À cela, Terry Moore a voulu aussi mêler de la SF rétro des années 1950. Il montre l'exemple d’une planche où on voit un vaisseau se déposer dans un design rappelant ces anciens comics, avec des pieds en métal et des « bouts » ronds. L'apparence des extra-terrestres a été également réalisée dans cet état d'esprit. Son héroïne est une ex-G.I. et il a voulu créer un merveilleux personnage, mais aussi un quelqu’un de fort.

Dernièrement, aux États-Unis, vient de sortir la suite de Strangers in Paradise, réalisée pour les 25 ans de la série. Celle-ci s'intitule Strangers in Paradise XXV et c'est une série limitée, déjà terminée en dix épisodes. Après la fin de sa série culte, une des femmes gardes du corps est arrêtée par la police, mettant Katchoo en danger. En effet, cette arrestation révèlera plus qu'on ne le croit, permettant de mettre en place un « Terryverse » puisque les personnages de toutes les séries se révèlent être liés entre eux. Nous ne l’avions pas remarqué mais, apparemment, dans toutes les séries de Terry Moore, on y voit un personnage de Strangers in Paradise.

Après cela, Vincent Brunner aborde le sujet des adaptations « live » de ses séries. Visiblement, un projet est en cours pour adapter Strangers in Paradise en film. Terry Moore explique qu'il est très important pour lui de savoir qui l'approche à ce sujet et que toutes les personnes étant venues en lui posant la question « est-ce à propos de lesbiennes ? » se sont fait rembarrer car, selon lui, elles ne comprennent rien et ne peuvent pas adapter son histoire. On apprend aussi qu'une série aura lieu pour Rachel Rising, qu'il surveille moins de près mais qu'il fait confiance à l'équipe chargée de l’adaptation. Seulement, il a bien conscience que dans les industries audio-visuelles et surtout à Hollywood, rien n'est sûr. Un film peut se terminer et jamais sortir, un film peut ne jamais se faire, etc... C'est aussi pour ça que les comics sont ce qu'il y a de plus facile à faire : une personne, une feuille, un crayon et on peut réaliser une histoire dont on a le contrôle total. C'est, selon lui, ce qu'il y a de plus simple car il n'y a pas d'autre paramètre et on peut même s'autoéditer.

Notre mémoire flanche sur ce qu’a dit Terry Moore à la fin sur un de ses nouveaux projets (Five Years ? ou le 10e floppy de Strangers in Paradise XXV plus vraisemblablement), mais il a dessiné le tout jusqu'au bout avant de prendre l'avion.

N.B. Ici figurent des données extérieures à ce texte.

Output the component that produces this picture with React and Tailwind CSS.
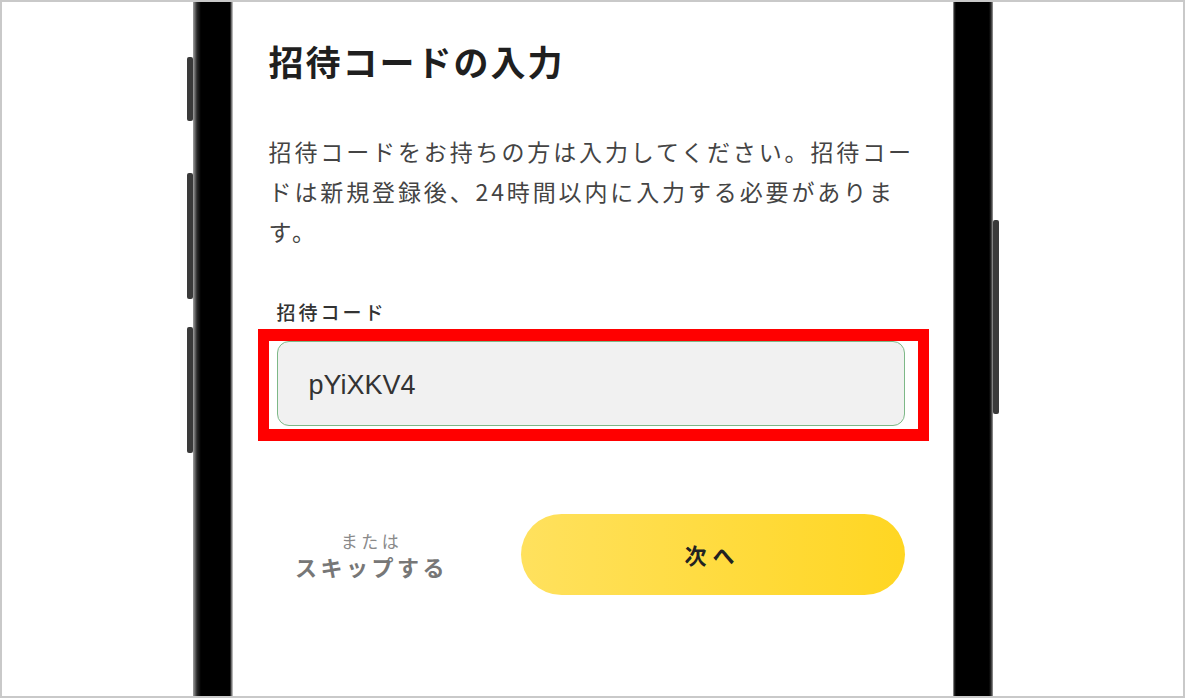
import React from 'react';

const jp = { fontFamily: '"Noto Sans CJK JP", "Noto Sans", sans-serif' };

function SideButton({ className }) {
    return <div className={`absolute w-[6px] rounded-[2px] bg-[#3a3a3a] ${className}`} />;
}

export default function App() {
    return (
        <div className="w-[1185px] h-[698px] border-2 border-[#c9c9c9] bg-white overflow-hidden flex justify-center" style={jp}>
            {/* Phone */}
            <div className="relative flex h-full">
                <SideButton className="-left-[6px] top-[55px] h-[64px]" />
                <SideButton className="-left-[6px] top-[171px] h-[126px]" />
                <SideButton className="-left-[6px] top-[325px] h-[126px]" />
                <SideButton className="-right-[6px] top-[218px] h-[194px]" />

                {/* left bezel */}
                <div className="w-[40px] h-full bg-[linear-gradient(to_right,#a0a0a0_0px,#2a2a2a_4px,#000_8px,#000_37px,#9a9a9a_39px,#d0d0d0_40px)]" />

                {/* Screen */}
                <div className="w-[720px] h-full bg-white pt-[35px] px-[36px]">
                    <h1 className="text-[35px] leading-[48px] font-bold tracking-[2px] text-[#1f1f1f]">招待コードの入力</h1>

                    <p className="mt-[46px] text-[23px] leading-[40px] tracking-[0.125em] text-[#444]">
                        <span className="block whitespace-nowrap">招待コードをお持ちの方は入力してください。招待コー</span>
                        <span className="block whitespace-nowrap">ドは新規登録後、24時間以内に入力する必要がありま</span>
                        <span className="block whitespace-nowrap">す。</span>
                    </p>

                    {/* Form */}
                    <div className="mt-[49px] pl-[8px] pr-[12px]">
                        <label className="block text-[19px] leading-[24px] font-medium tracking-[3px] text-[#333]">招待コード</label>
                        <div className="relative mt-[17px]">
                            <div className="h-[85px] rounded-[12px] border border-[#7db887] bg-[#f1f1f1] flex items-center pl-[31px] pt-[3px]">
                                <span className="text-[27px] text-[#333]" style={{ fontFamily: '"Liberation Sans", Arial, sans-serif' }}>pYiXKV4</span>
                            </div>
                            {/* highlight */}
                            <div className="absolute -left-[19px] -top-[12px] -right-[24px] -bottom-[15px] border-x-[11px] border-y-[12px] border-[#ff0000]" />
                        </div>

                        {/* Actions */}
                        <div className="mt-[88px] flex items-center">
                            <div className="w-[190px] flex flex-col items-center">
                                <span className="text-[17px] leading-[18px] tracking-[3.5px] text-[#8a8a8a]">または</span>
                                <span className="mt-[4px] text-[22px] leading-[24px] font-bold tracking-[3.5px] text-[#777]">スキップする</span>
                            </div>
                            <button className="ml-auto w-[384px] h-[81px] rounded-full bg-[linear-gradient(to_right,#ffe15e,#ffd622)] text-[22px] font-bold tracking-[6px] text-[#222]">
                                次へ
                            </button>
                        </div>
                    </div>
                </div>

                {/* right bezel */}
                <div className="w-[40px] h-full bg-[linear-gradient(to_right,#c8c8c8_0px,#333_1px,#000_3px,#000_36px,#2a2a2a_38px,#a0a0a0_40px)]" />
            </div>
        </div>
    );
}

Ainsi, même s'il a un problème au vol retour, ce sera terminé ! Il pense à ses lecteurs et lectrices ce bonhomme ☺. Conluons par une remarque de Terry Moore à propos d'Angoulême. Il trouve impressionnant ce festival de bandes dessinées car il y voit surtout des livres, que les gens s'intéressent aux livres et qu'il n'est pas altéré comme le sont les conventions américaines telles la Comic Con (il devait parler des gros festivals). Bref, voir des livres lui a visiblement fait très plaisir.